▶ TASK BRIEF
Reproduce the listing below without changes, except that pictures are left out.

--------------------------------

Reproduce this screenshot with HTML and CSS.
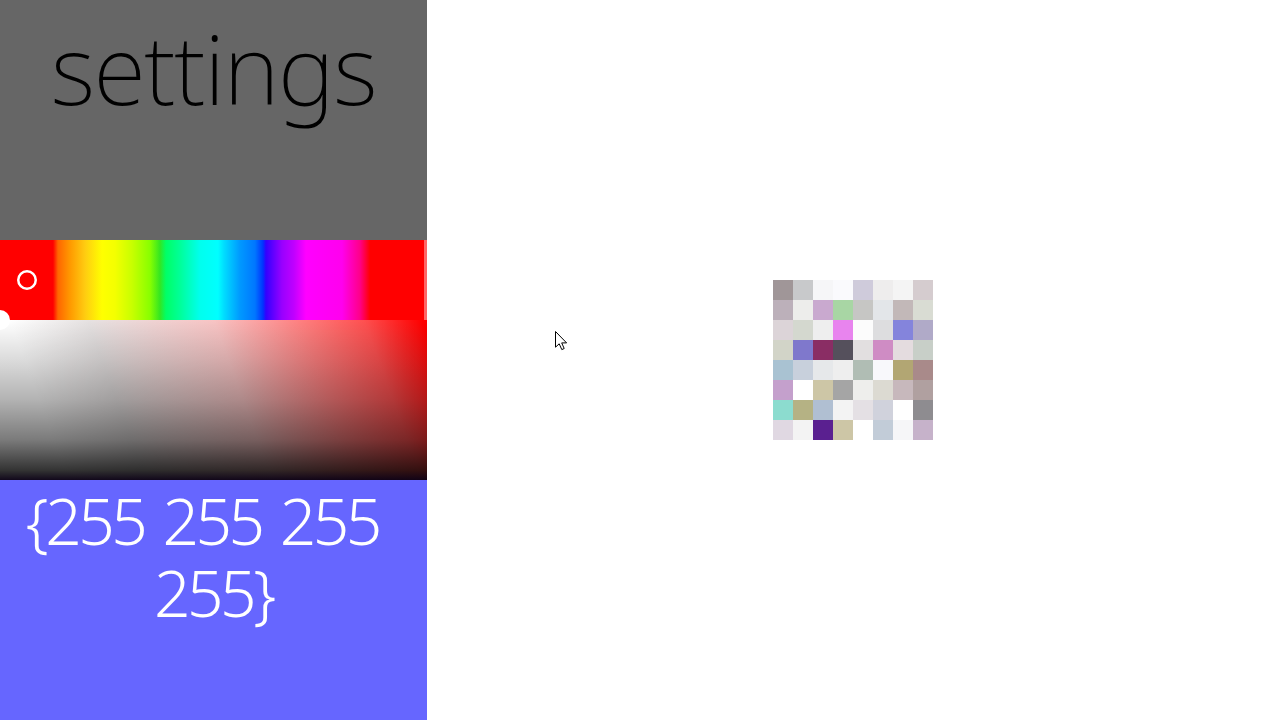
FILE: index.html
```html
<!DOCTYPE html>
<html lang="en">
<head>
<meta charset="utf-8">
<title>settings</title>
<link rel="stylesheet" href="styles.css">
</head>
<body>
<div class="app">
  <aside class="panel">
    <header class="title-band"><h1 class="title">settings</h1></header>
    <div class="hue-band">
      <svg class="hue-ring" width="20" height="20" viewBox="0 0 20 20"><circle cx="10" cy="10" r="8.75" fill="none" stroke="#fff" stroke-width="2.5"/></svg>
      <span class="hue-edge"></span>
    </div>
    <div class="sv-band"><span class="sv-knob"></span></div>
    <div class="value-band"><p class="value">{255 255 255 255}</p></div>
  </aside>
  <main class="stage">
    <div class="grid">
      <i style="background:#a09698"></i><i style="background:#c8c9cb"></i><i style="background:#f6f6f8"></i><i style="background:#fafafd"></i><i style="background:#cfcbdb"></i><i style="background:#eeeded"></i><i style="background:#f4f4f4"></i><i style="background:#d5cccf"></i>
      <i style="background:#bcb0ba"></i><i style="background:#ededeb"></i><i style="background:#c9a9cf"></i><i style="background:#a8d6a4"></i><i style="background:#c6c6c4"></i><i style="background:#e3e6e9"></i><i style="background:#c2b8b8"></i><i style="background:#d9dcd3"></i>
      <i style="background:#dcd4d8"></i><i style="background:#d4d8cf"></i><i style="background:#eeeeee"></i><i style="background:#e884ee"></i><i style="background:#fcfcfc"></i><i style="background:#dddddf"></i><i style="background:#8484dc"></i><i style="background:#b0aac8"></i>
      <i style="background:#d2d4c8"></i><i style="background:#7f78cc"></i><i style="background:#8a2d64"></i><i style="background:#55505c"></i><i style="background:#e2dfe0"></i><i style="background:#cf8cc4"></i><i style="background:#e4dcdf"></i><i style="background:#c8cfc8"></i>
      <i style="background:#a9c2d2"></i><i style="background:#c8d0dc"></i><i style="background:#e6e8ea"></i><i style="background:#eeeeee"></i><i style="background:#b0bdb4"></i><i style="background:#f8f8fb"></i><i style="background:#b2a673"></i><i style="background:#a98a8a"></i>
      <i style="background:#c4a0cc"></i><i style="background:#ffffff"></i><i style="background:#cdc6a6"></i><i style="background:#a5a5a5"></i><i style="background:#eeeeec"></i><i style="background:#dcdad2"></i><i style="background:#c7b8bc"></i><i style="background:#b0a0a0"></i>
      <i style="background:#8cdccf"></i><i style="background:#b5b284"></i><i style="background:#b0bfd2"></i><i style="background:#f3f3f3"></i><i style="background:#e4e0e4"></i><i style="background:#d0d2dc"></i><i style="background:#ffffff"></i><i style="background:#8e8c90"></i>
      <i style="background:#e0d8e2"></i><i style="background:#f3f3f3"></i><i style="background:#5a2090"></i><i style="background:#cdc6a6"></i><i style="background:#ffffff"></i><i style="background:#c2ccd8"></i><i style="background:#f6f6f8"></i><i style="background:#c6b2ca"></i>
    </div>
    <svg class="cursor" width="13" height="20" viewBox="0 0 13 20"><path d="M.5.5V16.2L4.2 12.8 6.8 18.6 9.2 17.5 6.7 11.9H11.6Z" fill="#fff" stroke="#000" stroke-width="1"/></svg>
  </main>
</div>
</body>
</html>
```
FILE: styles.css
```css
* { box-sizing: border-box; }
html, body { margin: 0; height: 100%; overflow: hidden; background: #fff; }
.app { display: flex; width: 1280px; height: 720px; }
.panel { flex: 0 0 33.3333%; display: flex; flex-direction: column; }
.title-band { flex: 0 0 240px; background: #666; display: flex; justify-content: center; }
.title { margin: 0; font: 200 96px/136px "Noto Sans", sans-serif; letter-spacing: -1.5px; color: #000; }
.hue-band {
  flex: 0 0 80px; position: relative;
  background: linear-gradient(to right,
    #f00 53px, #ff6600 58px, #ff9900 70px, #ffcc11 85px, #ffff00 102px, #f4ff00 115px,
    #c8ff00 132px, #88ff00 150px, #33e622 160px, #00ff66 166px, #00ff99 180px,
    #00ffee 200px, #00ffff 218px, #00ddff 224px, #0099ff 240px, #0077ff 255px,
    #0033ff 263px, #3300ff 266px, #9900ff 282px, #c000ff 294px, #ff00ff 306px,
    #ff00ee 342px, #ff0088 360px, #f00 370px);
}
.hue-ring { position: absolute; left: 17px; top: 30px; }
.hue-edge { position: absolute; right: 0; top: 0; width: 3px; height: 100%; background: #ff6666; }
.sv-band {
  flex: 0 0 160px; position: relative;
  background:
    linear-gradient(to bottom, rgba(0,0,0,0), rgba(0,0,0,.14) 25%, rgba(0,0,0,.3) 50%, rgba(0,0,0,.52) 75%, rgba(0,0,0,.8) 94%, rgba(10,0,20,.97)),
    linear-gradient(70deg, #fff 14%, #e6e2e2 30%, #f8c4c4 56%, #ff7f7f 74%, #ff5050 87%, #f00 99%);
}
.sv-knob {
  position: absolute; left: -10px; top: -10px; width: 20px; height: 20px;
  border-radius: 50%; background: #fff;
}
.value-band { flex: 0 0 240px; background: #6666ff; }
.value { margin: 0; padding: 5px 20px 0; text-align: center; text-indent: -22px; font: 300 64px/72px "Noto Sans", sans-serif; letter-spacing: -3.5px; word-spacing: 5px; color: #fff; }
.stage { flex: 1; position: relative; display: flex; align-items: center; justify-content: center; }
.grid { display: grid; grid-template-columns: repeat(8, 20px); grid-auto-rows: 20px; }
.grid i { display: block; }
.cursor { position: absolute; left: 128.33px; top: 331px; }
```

--------------------------------

▶ EXERCISE SOLUTION
Reproduce this screenshot with HTML and CSS.
FILE: index.html
```html
<!DOCTYPE html>
<html lang="en">
<head>
<meta charset="utf-8">
<title>settings</title>
<link rel="stylesheet" href="styles.css">
</head>
<body>
<div class="app">
  <aside class="panel">
    <header class="title-band"><h1 class="title">settings</h1></header>
    <div class="hue-band">
      <svg class="hue-ring" width="20" height="20" viewBox="0 0 20 20"><circle cx="10" cy="10" r="8.75" fill="none" stroke="#fff" stroke-width="2.5"/></svg>
      <span class="hue-edge"></span>
    </div>
    <div class="sv-band"><span class="sv-knob"></span></div>
    <div class="value-band"><p class="value">{255 255 255 255}</p></div>
  </aside>
  <main class="stage">
    <div class="grid">
      <i style="background:#a09698"></i><i style="background:#c8c9cb"></i><i style="background:#f6f6f8"></i><i style="background:#fafafd"></i><i style="background:#cfcbdb"></i><i style="background:#eeeded"></i><i style="background:#f4f4f4"></i><i style="background:#d5cccf"></i>
      <i style="background:#bcb0ba"></i><i style="background:#ededeb"></i><i style="background:#c9a9cf"></i><i style="background:#a8d6a4"></i><i style="background:#c6c6c4"></i><i style="background:#e3e6e9"></i><i style="background:#c2b8b8"></i><i style="background:#d9dcd3"></i>
      <i style="background:#dcd4d8"></i><i style="background:#d4d8cf"></i><i style="background:#eeeeee"></i><i style="background:#e884ee"></i><i style="background:#fcfcfc"></i><i style="background:#dddddf"></i><i style="background:#8484dc"></i><i style="background:#b0aac8"></i>
      <i style="background:#d2d4c8"></i><i style="background:#7f78cc"></i><i style="background:#8a2d64"></i><i style="background:#55505c"></i><i style="background:#e2dfe0"></i><i style="background:#cf8cc4"></i><i style="background:#e4dcdf"></i><i style="background:#c8cfc8"></i>
      <i style="background:#a9c2d2"></i><i style="background:#c8d0dc"></i><i style="background:#e6e8ea"></i><i style="background:#eeeeee"></i><i style="background:#b0bdb4"></i><i style="background:#f8f8fb"></i><i style="background:#b2a673"></i><i style="background:#a98a8a"></i>
      <i style="background:#c4a0cc"></i><i style="background:#ffffff"></i><i style="background:#cdc6a6"></i><i style="background:#a5a5a5"></i><i style="background:#eeeeec"></i><i style="background:#dcdad2"></i><i style="background:#c7b8bc"></i><i style="background:#b0a0a0"></i>
      <i style="background:#8cdccf"></i><i style="background:#b5b284"></i><i style="background:#b0bfd2"></i><i style="background:#f3f3f3"></i><i style="background:#e4e0e4"></i><i style="background:#d0d2dc"></i><i style="background:#ffffff"></i><i style="background:#8e8c90"></i>
      <i style="background:#e0d8e2"></i><i style="background:#f3f3f3"></i><i style="background:#5a2090"></i><i style="background:#cdc6a6"></i><i style="background:#ffffff"></i><i style="background:#c2ccd8"></i><i style="background:#f6f6f8"></i><i style="background:#c6b2ca"></i>
    </div>
    <svg class="cursor" width="13" height="20" viewBox="0 0 13 20"><path d="M.5.5V16.2L4.2 12.8 6.8 18.6 9.2 17.5 6.7 11.9H11.6Z" fill="#fff" stroke="#000" stroke-width="1"/></svg>
  </main>
</div>
</body>
</html>
```
FILE: styles.css
```css
* { box-sizing: border-box; }
html, body { margin: 0; height: 100%; overflow: hidden; background: #fff; }
.app { display: flex; width: 1280px; height: 720px; }
.panel { flex: 0 0 33.3333%; display: flex; flex-direction: column; }
.title-band { flex: 0 0 240px; background: #666; display: flex; justify-content: center; }
.title { margin: 0; font: 200 96px/136px "Noto Sans", sans-serif; letter-spacing: -1.5px; color: #000; }
.hue-band {
  flex: 0 0 80px; position: relative;
  background: linear-gradient(to right,
    #f00 53px, #ff6600 58px, #ff9900 70px, #ffcc11 85px, #ffff00 102px, #f4ff00 115px,
    #c8ff00 132px, #88ff00 150px, #33e622 160px, #00ff66 166px, #00ff99 180px,
    #00ffee 200px, #00ffff 218px, #00ddff 224px, #0099ff 240px, #0077ff 255px,
    #0033ff 263px, #3300ff 266px, #9900ff 282px, #c000ff 294px, #ff00ff 306px,
    #ff00ee 342px, #ff0088 360px, #f00 370px);
}
.hue-ring { position: absolute; left: 17px; top: 30px; }
.hue-edge { position: absolute; right: 0; top: 0; width: 3px; height: 100%; background: #ff6666; }
.sv-band {
  flex: 0 0 160px; position: relative;
  background:
    linear-gradient(to bottom, rgba(0,0,0,0), rgba(0,0,0,.14) 25%, rgba(0,0,0,.3) 50%, rgba(0,0,0,.52) 75%, rgba(0,0,0,.8) 94%, rgba(10,0,20,.97)),
    linear-gradient(70deg, #fff 14%, #e6e2e2 30%, #f8c4c4 56%, #ff7f7f 74%, #ff5050 87%, #f00 99%);
}
.sv-knob {
  position: absolute; left: -10px; top: -10px; width: 20px; height: 20px;
  border-radius: 50%; background: #fff;
}
.value-band { flex: 0 0 240px; background: #6666ff; }
.value { margin: 0; padding: 5px 20px 0; text-align: center; text-indent: -22px; font: 300 64px/72px "Noto Sans", sans-serif; letter-spacing: -3.5px; word-spacing: 5px; color: #fff; }
.stage { flex: 1; position: relative; display: flex; align-items: center; justify-content: center; }
.grid { display: grid; grid-template-columns: repeat(8, 20px); grid-auto-rows: 20px; }
.grid i { display: block; }
.cursor { position: absolute; left: 128.33px; top: 331px; }
```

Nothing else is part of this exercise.